Translation certified true
on this 28th day of March 2013.
Elizabeth Tan,
Translator
Citation: 2013 TCC 62
Date: 20130220
Docket: 2012-3135(IT)I
BETWEEN:
JEAN-PIERRE EVANGÉLIST,
Appellant,
and
HER MAJESTY THE QUEEN,
Respondent.
[OFFICIAL ENGLISH
TRANSLATION]
REASONS FOR JUDGMENT
Lamarre J.
[1]
The appellant is
appealing from a reassessment made pursuant to the Income Tax Act (ITA) for
the 2010 taxation year in which the Minister of National Revenue (Minister)

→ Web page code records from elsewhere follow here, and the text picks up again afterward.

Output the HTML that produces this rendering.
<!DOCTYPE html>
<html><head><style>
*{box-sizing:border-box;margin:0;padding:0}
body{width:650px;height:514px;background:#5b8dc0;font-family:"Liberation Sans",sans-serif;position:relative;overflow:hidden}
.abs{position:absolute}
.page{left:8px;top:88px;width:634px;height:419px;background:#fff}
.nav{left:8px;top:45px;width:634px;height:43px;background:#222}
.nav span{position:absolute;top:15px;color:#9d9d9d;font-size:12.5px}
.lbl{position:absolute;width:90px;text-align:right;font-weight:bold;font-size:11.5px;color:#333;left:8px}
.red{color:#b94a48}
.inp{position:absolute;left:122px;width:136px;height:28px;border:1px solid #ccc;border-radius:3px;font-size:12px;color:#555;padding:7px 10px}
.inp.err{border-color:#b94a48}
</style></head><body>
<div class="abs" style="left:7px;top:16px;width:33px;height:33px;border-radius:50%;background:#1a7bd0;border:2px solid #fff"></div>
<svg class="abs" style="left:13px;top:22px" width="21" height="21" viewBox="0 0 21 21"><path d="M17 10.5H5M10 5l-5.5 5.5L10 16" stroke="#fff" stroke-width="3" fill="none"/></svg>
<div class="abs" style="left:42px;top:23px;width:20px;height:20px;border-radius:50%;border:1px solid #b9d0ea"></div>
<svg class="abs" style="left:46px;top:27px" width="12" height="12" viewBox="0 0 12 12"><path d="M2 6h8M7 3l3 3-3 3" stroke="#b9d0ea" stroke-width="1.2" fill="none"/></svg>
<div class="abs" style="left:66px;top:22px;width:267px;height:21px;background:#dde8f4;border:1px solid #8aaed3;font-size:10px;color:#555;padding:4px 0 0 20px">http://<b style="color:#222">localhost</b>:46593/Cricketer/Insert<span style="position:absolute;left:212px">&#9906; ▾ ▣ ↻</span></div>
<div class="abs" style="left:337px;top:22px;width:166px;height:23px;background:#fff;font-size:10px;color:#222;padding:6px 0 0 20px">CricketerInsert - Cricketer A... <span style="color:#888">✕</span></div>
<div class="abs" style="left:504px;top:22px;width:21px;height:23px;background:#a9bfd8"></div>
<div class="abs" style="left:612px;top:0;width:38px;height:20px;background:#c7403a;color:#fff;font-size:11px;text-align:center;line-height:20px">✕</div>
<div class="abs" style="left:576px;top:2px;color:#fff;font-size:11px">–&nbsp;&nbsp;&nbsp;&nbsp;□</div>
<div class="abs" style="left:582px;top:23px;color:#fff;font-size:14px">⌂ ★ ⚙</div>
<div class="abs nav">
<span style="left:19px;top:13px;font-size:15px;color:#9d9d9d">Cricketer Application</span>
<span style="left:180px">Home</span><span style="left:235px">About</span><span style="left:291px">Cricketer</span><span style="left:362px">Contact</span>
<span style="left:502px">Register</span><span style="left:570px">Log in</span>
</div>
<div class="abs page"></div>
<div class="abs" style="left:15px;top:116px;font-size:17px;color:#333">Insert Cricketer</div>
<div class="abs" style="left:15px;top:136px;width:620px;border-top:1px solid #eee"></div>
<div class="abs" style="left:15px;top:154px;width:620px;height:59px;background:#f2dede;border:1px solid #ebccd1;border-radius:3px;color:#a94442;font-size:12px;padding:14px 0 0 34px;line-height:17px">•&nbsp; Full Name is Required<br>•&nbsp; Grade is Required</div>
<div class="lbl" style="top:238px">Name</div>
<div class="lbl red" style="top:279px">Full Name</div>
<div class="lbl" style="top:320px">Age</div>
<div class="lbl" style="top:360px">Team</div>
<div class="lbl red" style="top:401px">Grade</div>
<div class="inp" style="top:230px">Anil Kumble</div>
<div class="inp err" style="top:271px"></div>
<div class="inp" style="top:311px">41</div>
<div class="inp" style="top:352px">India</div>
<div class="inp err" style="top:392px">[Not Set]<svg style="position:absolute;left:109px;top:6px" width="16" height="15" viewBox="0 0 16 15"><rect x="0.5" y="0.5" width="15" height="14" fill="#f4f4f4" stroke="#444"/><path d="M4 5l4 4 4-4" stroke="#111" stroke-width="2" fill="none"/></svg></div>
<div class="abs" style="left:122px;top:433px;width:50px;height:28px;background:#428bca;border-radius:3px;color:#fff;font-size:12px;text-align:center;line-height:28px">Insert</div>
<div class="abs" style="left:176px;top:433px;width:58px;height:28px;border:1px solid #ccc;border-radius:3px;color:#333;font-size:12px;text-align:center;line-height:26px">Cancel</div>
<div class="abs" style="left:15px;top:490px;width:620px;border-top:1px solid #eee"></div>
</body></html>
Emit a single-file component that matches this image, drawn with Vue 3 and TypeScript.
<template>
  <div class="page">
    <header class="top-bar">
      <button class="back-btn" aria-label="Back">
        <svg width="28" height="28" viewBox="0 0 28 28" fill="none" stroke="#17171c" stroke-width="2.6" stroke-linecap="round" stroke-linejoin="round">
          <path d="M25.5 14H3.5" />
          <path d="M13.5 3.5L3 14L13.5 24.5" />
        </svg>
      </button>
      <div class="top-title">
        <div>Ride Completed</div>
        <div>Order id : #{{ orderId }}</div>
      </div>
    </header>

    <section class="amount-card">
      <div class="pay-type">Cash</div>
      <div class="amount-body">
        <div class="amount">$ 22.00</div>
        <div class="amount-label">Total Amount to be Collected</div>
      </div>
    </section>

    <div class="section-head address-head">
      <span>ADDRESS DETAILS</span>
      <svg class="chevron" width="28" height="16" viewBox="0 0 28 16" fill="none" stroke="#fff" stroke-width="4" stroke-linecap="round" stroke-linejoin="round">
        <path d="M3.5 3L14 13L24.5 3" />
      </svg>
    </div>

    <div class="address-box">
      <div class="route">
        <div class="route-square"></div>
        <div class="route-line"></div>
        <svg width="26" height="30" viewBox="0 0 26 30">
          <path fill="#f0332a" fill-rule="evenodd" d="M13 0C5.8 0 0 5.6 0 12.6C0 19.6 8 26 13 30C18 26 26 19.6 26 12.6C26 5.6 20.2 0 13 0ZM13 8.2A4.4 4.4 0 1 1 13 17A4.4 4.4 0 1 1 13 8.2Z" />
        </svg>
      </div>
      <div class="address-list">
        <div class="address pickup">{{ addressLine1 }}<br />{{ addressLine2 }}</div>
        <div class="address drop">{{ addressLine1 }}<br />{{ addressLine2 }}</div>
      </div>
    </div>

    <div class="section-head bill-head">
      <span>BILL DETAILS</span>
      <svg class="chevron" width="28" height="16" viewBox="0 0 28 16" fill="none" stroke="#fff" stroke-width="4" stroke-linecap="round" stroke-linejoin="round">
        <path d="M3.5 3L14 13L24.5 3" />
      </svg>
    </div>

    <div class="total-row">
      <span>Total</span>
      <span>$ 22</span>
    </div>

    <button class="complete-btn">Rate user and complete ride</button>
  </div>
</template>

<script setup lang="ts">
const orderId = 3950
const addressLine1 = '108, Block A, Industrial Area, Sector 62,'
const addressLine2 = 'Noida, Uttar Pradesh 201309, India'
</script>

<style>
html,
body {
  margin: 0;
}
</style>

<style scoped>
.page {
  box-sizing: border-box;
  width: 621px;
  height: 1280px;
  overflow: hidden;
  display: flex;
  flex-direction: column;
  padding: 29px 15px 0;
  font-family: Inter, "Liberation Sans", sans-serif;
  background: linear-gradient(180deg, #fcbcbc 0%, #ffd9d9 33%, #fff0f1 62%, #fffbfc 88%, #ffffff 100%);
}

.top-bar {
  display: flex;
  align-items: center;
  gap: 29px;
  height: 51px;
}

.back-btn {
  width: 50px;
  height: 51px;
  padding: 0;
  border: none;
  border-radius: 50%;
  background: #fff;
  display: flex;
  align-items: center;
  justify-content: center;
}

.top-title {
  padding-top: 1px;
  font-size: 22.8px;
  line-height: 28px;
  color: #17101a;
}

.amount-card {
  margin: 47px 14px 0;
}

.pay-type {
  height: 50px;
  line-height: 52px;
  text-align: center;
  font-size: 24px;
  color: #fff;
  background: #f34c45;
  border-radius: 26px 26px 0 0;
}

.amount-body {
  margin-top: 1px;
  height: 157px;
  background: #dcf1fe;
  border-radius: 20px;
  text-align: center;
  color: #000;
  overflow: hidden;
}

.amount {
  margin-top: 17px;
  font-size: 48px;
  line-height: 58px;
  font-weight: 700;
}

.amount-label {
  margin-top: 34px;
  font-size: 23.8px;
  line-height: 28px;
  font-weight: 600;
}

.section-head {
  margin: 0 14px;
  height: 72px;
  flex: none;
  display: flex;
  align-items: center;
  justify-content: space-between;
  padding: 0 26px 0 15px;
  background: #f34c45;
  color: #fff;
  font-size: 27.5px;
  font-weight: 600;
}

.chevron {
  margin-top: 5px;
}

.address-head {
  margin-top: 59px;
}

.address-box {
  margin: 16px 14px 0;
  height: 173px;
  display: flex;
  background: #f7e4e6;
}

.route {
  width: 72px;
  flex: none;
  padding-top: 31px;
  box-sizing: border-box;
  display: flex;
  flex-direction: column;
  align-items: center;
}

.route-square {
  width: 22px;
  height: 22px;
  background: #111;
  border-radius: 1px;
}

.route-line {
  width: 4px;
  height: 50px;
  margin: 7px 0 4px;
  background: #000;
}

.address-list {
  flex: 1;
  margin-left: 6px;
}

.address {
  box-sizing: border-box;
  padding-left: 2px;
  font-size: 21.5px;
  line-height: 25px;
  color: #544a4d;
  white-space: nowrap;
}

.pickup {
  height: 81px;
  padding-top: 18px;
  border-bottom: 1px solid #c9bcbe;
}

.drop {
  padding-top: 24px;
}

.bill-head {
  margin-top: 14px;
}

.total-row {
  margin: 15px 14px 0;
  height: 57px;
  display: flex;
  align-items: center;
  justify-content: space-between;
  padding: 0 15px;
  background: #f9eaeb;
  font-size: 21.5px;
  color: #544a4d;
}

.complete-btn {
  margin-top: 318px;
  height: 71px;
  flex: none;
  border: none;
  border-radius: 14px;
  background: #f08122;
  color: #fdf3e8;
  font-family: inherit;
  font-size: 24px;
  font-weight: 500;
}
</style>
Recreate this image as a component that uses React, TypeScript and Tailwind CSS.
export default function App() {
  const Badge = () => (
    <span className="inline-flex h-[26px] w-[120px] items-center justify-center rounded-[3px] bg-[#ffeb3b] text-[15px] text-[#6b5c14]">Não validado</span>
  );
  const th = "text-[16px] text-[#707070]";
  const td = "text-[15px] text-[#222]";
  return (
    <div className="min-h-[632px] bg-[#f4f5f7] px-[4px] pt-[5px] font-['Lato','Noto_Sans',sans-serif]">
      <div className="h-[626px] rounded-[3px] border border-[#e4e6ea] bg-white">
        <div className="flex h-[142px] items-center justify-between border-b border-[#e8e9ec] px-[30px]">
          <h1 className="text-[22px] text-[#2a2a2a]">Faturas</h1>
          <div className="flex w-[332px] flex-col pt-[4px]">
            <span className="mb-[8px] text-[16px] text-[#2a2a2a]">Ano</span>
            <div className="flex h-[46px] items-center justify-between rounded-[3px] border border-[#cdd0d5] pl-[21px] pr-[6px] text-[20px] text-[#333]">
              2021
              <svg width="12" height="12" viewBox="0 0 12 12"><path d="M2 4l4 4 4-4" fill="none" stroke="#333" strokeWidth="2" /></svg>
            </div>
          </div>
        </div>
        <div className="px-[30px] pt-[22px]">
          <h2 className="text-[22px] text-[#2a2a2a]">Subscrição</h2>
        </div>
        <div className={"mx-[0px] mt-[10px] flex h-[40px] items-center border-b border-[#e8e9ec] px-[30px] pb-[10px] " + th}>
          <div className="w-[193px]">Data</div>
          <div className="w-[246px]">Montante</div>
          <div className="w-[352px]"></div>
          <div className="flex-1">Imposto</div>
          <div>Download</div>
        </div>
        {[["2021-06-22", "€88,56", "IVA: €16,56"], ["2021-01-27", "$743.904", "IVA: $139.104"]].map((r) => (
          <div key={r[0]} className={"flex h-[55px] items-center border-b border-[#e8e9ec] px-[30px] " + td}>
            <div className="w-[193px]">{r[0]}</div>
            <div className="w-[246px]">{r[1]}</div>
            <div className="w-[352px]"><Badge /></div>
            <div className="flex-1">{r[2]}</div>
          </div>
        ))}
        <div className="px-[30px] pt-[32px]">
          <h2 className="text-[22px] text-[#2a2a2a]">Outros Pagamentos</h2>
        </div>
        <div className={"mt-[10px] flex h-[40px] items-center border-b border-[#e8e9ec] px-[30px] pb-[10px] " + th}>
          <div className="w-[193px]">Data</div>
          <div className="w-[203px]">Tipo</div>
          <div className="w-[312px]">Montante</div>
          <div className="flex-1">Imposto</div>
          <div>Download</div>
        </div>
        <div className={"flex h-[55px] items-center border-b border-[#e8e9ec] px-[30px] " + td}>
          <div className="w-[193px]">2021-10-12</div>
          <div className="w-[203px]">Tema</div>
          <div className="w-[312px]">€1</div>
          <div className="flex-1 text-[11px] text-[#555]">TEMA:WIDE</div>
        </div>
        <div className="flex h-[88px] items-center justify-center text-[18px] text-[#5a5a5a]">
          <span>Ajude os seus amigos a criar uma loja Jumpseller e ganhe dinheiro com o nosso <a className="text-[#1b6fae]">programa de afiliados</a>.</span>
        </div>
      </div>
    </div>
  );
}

disallowed the $8,695.43 deduction claimed for moving expenses.
[2]
The appellant moved
from Montréal to Rivière-du-Loup in early January 2009 for a new job with Premier
Tech, as senior director of administrative services. The company advised the
appellant at the end of April 2010 that it had to terminate his employment.
[3]
While he immediately began
looking for a new job, the appellant kept working for Premier Tech for a few
months. An agreement was signed on May 26, 2010, under which Premier Tech agreed
to pay all relocation and transportation expenses to his point of origin, if
necessary.
[4]
The May 26, 2010,
agreement was amended with a new agreement signed on August 20, 2010, such that
instead of paying moving expenses, Premier Tech agreed to pay an additional
salary of $5,000 over five weeks.
[5]
The appellant made several
attempts to find work and resorted to moving his property at the end of 2010,
storing it at a friend's place in Sherbrooke. This was when he incurred the moving
expenses he claimed. He admits that the claim represents two $650 expenses and
conceded that part of the mileage claimed was to find work in Montreal. He is
therefore willing to reduce the claim by half the kilometres (he was claiming
1,000 kilometres and is now asking 500 kilometres for the move) and deduct the
$650 claimed twice by mistake.
[6]
Despite all his
efforts, he only found permanent work in October 2012. He was hired by the City
of Sherbrooke as assistant auditor general.
[7]
The respondent
disallowed the moving expenses claimed based on section 62 and the definition
of "eligible relocation" at subsection 248(1) if the ITA.
[8]
Subsection 62(1) and
the definition of "eligible relocation" at subsection 248(1) of the
ITA state:
Income Tax Act
62.
(1) Moving expenses — There
may be deducted in computing a taxpayer’s income for a taxation year amounts
paid by the taxpayer as or on account of moving expenses incurred in respect of
an eligible relocation, to the extent that
(a) they were
not paid on the taxpayer’s behalf in respect of, in the course of or because
of, the taxpayer’s office or employment;
(b) they were
not deductible because of this section in computing the taxpayer’s income for
the preceding taxation year;
(c) the total
of those amounts does not exceed
(i) in any case described in subparagraph (a)(i) of the definition “eligible relocation” in
subsection 248(1), the total of all amounts, each of which is an amount
included in computing the taxpayer’s income for the taxation year from the
taxpayer’s employment at a new work location or from carrying on the business
at the new work location, or because of subparagraph 56(1)(r)(v) in respect of the
taxpayer’s employment at the new work location, and
...
Part xvii—Interpretation
248(1)
Definitions — In this Act,
"eligible
relocation" means a relocation of a taxpayer
where
(a) the
relocation occurs to enable the taxpayer
(i) to carry on a business or to be employed
at a location in Canada (in section 62 and this subsection referred to as “the
new work location”), or
...
[9]
It is clear upon
reading subparagraph 62(1)(c)(i) that the appellant cannot claim his
moving expenses for the 2010 taxation year, since he cannot deduct an amount
greater than the amount of the income he earned from his job at the new work
location.
[10]
In 2010, the appellant
had no income from a new job. However, in 2012, after much effort, he managed
to find a job from which he earned income. In 2013, he was still at this job.
[11]
In my opinion, and as
suggested by counsel for the respondent, the definition of "eligible relocation"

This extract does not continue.